The reasoning is mostly geometry meeting product type. Horizontal space is scarce and vertical space is cheap, so a sidebar comfortably holds a dozen or more items, supports grouping and sub-items, and stays open as a constant control surface, which is exactly what dense, app-like navigation needs. A top bar, by contrast, suits a handful of destinations a reader visits in passing; it keeps the chrome light, hands the full width to the content, and signals “this is something to read” rather than “this is something to operate.” Density and product type pull in opposite directions, and matching the nav to them is the whole decision. Picking by which looks more modern ignores the only factors that actually determine whether navigation works.
Two products draw the line cleanly.
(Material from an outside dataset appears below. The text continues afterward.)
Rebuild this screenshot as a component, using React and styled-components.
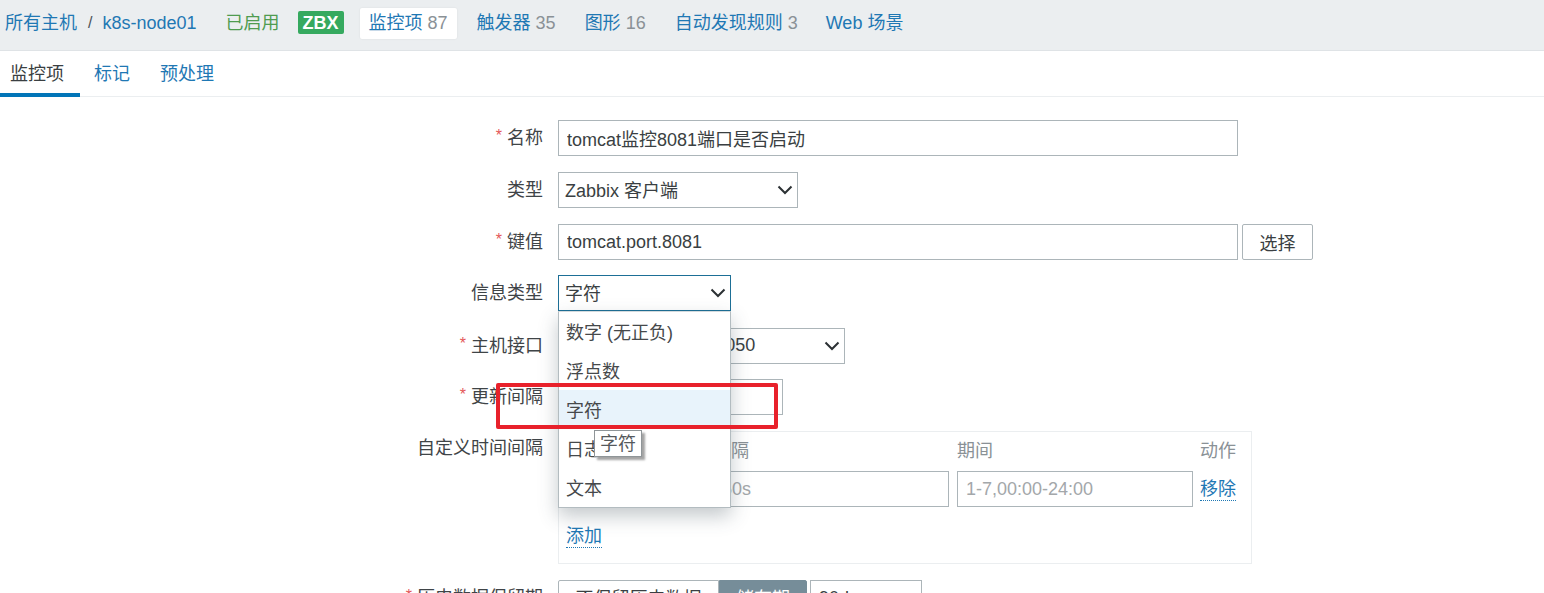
import React from "react";
import styled, { createGlobalStyle } from "styled-components";

const Global = createGlobalStyle`
  html, body { margin: 0; padding: 0; height: 593px; overflow: hidden; background: #fff; }
  body { font-family: "Liberation Sans", "Noto Sans CJK SC", sans-serif; font-size: 18px; color: #3a3f42; }
  #root { height: 593px; overflow: hidden; }
`;

const Page = styled.div`position: relative; height: 593px; overflow: hidden;`;

const Header = styled.nav`
  display: flex; align-items: center; height: 45px; padding: 0 0 5px 5px;
  background: #ebeef0; border-bottom: 1px solid #dfe3e6; box-sizing: content-box;
`;
const Link = styled.a`color: #1f78b4; white-space: nowrap; line-height: 22px;`;
const Sep = styled.span`margin: 0 10px 0 11px; color: #4a5358; font-size: 16px;`;
const Status = styled.span`color: #4f9c50; margin-left: 29px; line-height: 22px;`;
const Badge = styled.span`
  margin-left: 18px; width: 46px; height: 23px; border-radius: 2px; background: #35a95f; color: #fff;
  font-size: 18px; font-weight: 700; line-height: 24px; text-align: center;
`;
const NavItem = styled.a`
  white-space: nowrap; color: #1f78b4; line-height: 22px;
  margin-left: ${p => p.$left}px;
  ${p => p.$active && "background:#fff; border-radius:2px; padding:4px 9px 5px; margin-top:2px; box-shadow:0 0 2px rgba(0,0,0,.08);"}
`;
const Count = styled.span`color: #8a9196;`;

const Tabs = styled.div`display: flex; height: 45px; border-bottom: 1px solid #ebeef0; box-sizing: content-box;`;
const Tab = styled.a`
  box-sizing: border-box; height: 46px; padding: 12px ${p => p.$right}px 0 ${p => p.$left}px; line-height: 22px;
  color: ${p => p.$active ? "#3a3f42" : "#1f78b4"};
  border-bottom: ${p => p.$active ? "4px solid #0275b8" : "none"};
`;

const Form = styled.div`padding-top: 23px;`;
const Row = styled.div`
  display: grid; grid-template-columns: 543px 1fr; column-gap: 15px; align-items: start;
  margin-top: ${p => p.$top ?? 16}px;
`;
const Label = styled.label`
  display: block; text-align: right; line-height: ${p => p.$lh ?? 36}px; white-space: nowrap; color: #3f4447;
`;
const Star = styled.span`color: #e45959; font-size: 16px; line-height: 0; margin-right: 5px; vertical-align: 3px;`;
const Field = styled.div`display: flex; align-items: flex-start; position: relative;`;
const Input = styled.input`
  box-sizing: border-box; width: ${p => p.$w}px; height: 36px; padding: 0 8px; margin: 0 0 0 ${p => p.$gap ?? 0}px;
  border: 1px solid #acb5b9; border-radius: 0; background: #fff; outline: none;
  font: 18px "Liberation Sans", "Noto Sans CJK SC", sans-serif; color: #3a3f42;
  &::placeholder { color: #a3a7aa; opacity: 1; }
`;
const Select = styled.div`
  box-sizing: border-box; width: ${p => p.$w}px; height: 36px; padding: 0 4px 0 6px;
  display: flex; align-items: center; justify-content: space-between; white-space: nowrap; overflow: hidden;
  border: 1px solid ${p => p.$open ? "#1d6f96" : "#acb5b9"}; background: #fff; color: #3a3f42;
`;
const SelectText = styled.span`padding-bottom: 2px;`;
const Chevron = () => (
  <svg width="16" height="10" viewBox="0 0 16 10" style={{ flex: "none" }}>
    <path d="M1.5 1.5 L8 8 L14.5 1.5" fill="none" stroke="#2c3134" strokeWidth="2" />
  </svg>
);
const Button = styled.button`
  box-sizing: border-box; width: 71px; height: 36px; margin-left: 4px; padding: 0;
  border: 1px solid #acb5b9; border-radius: 2px; background: #fff; color: #3a3f42;
  font: 18px "Liberation Sans", "Noto Sans CJK SC", sans-serif;
`;

const Menu = styled.ul`
  position: absolute; z-index: 5; left: 0; top: 36px; width: 173px; box-sizing: border-box;
  margin: 0; padding: 0; list-style: none; background: #fff;
  border: 1px solid #b3bcc0; border-top-color: #d4dadd;
  box-shadow: 0 8px 18px rgba(60, 75, 85, .3);
`;
const MenuItem = styled.li`
  height: 39px; line-height: 43px; padding-left: 7px; white-space: nowrap; color: #46494b;
  background: ${p => p.$hover ? "#e8f3fb" : "#fff"};
`;
const Tooltip = styled.div`
  position: absolute; z-index: 6; left: 35px; top: 118px; box-sizing: border-box; width: 48px; height: 27px;
  background: #fff; border: 1px solid #8f9598; box-shadow: 3px 3px 2px rgba(90, 90, 90, .55);
  font-size: 18px; line-height: 27px; text-align: center; color: #55595c;
`;

const IntervalBox = styled.div`
  box-sizing: border-box; width: 694px; height: 133px; padding: 9px 8px 0;
  border: 1px solid #ebeef0;
`;
const IntervalGrid = styled.div`
  display: grid; grid-template-columns: 138px 236px 236px auto; column-gap: 8px; row-gap: 9px;
  align-items: center;
`;
const ColHead = styled.span`color: #8a9196; line-height: 21px; white-space: nowrap; margin-left: ${p => p.$shift ?? 0}px;`;
const ActionCell = styled.div`margin-left: -1px;`;
const Dotted = styled.a`
  display: inline-block; color: #1f78b4; line-height: 22px; border-bottom: 1px dotted #1f78b4;
`;
const AddRow = styled.div`margin: 18px 0 0 -1px;`;

const Segments = styled.div`display: flex; align-items: flex-start;`;
const Seg = styled.span`
  box-sizing: border-box; height: 36px; line-height: 36px; text-align: center; white-space: nowrap;
  width: ${p => p.$w}px;
  background: ${p => p.$on ? "#768d99" : "#fff"}; color: ${p => p.$on ? "#fff" : "#3a3f42"};
  border: 1px solid ${p => p.$on ? "#768d99" : "#acb5b9"};
  border-radius: ${p => p.$on ? "0 2px 2px 0" : "2px 0 0 2px"};
`;
const Annotation = styled.div`
  position: absolute; z-index: 7; left: 496px; top: 383px; width: 282px; height: 46px; box-sizing: border-box;
  border: 4px solid #e8212b; border-radius: 2px; pointer-events: none;
`;

export default function App() {
  return (
    <Page>
      <Global />
      <Header>
        <Link>所有主机</Link>
        <Sep>/</Sep>
        <Link>k8s-node01</Link>
        <Status>已启用</Status>
        <Badge>ZBX</Badge>
        <NavItem $left={16} $active>监控项 <Count>87</Count></NavItem>
        <NavItem $left={20}>触发器 <Count>35</Count></NavItem>
        <NavItem $left={29}>图形 <Count>16</Count></NavItem>
        <NavItem $left={29}>自动发现规则 <Count>3</Count></NavItem>
        <NavItem $left={28}>Web 场景</NavItem>
      </Header>
      <Tabs>
        <Tab $active $left={10} $right={16}>监控项</Tab>
        <Tab $left={14} $right={15}>标记</Tab>
        <Tab $left={15} $right={15}>预处理</Tab>
      </Tabs>
      <Form>
        <Row $top={0}>
          <Label><Star>*</Star>名称</Label>
          <Field><Input $w={680} readOnly value="tomcat监控8081端口是否启动" /></Field>
        </Row>
        <Row>
          <Label>类型</Label>
          <Field><Select $w={240}><SelectText>Zabbix 客户端</SelectText><Chevron /></Select></Field>
        </Row>
        <Row>
          <Label><Star>*</Star>键值</Label>
          <Field><Input $w={680} readOnly value="tomcat.port.8081" /><Button>选择</Button></Field>
        </Row>
        <Row $top={15}>
          <Label>信息类型</Label>
          <Field>
            <Select $w={173} $open><SelectText>字符</SelectText><Chevron /></Select>
            <Menu>
              <MenuItem>数字 (无正负)</MenuItem>
              <MenuItem>浮点数</MenuItem>
              <MenuItem $hover>字符</MenuItem>
              <MenuItem>日志</MenuItem>
              <MenuItem>文本</MenuItem>
              <Tooltip>字符</Tooltip>
            </Menu>
          </Field>
        </Row>
        <Row $top={17}>
          <Label><Star>*</Star>主机接口</Label>
          <Field><Select $w={287}><SelectText>192.168.100.50 : 10050</SelectText><Chevron /></Select></Field>
        </Row>
        <Row $top={15}>
          <Label><Star>*</Star>更新间隔</Label>
          <Field><Input $w={225} readOnly value="1m" /></Field>
        </Row>
        <Row>
          <Label $lh={34}>自定义时间间隔</Label>
          <Field>
            <IntervalBox>
              <IntervalGrid>
                <ColHead>类型</ColHead>
                <ColHead>间隔</ColHead>
                <ColHead>期间</ColHead>
                <ColHead $shift={-1}>动作</ColHead>
                <span />
                <Input $w={236} readOnly placeholder="50s" />
                <Input $w={236} readOnly placeholder="1-7,00:00-24:00" />
                <ActionCell><Dotted>移除</Dotted></ActionCell>
              </IntervalGrid>
              <AddRow><Dotted>添加</Dotted></AddRow>
            </IntervalBox>
          </Field>
        </Row>
        <Row $top={16}>
          <Label><Star>*</Star>历史数据保留期</Label>
          <Field>
            <Segments>
              <Seg $w={161}>不保留历史数据</Seg>
              <Seg $w={88} $on>储存期</Seg>
            </Segments>
            <Input $w={112} $gap={3} readOnly value="90d" />
          </Field>
        </Row>
      </Form>
      <Annotation />
    </Page>
  );
}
A dashboard, an admin panel, or a project tool like an analytics suite has many sections, Overview, Reports, Audiences, Settings, Integrations, and more, that users switch between constantly while working, so a left sidebar that holds them all, supports nesting, and stays put is the right home. A marketing site, a blog, or a small business homepage has a few destinations, Home, About, Services, Contact, that visitors touch lightly on their way to reading, so a top bar that leaves the page wide and the chrome minimal fits better. Put the dashboard’s twenty items in a top bar and they overflow or hide; put the marketing site’s four items in a sidebar and you have spent a column of screen on almost nothing.
This flips when item count and product type are the deciders, not absolutes, and the categories blend at the edges. A content site with genuinely deep reference sections, like long documentation, can justify a sidebar even though it is read rather than operated, because the depth is what calls for it. An app with very few primary areas can sit fine in a top bar. And responsive layouts complicate the picture, since a sidebar often must collapse to a drawer on small screens. The rule is to choose by density and type for the context that matters most, then adapt the form factor, rather than treating sidebar or top bar as inherently better.
When you choose, count the destinations and name the product. If there are many items, real depth, or an app-like surface users work inside, give them a sidebar with room to grow and persistent access. If there are a few primary destinations on a site people come to read, use a top bar and keep the content front and center. Decide by density and type, and let structure rather than fashion settle it.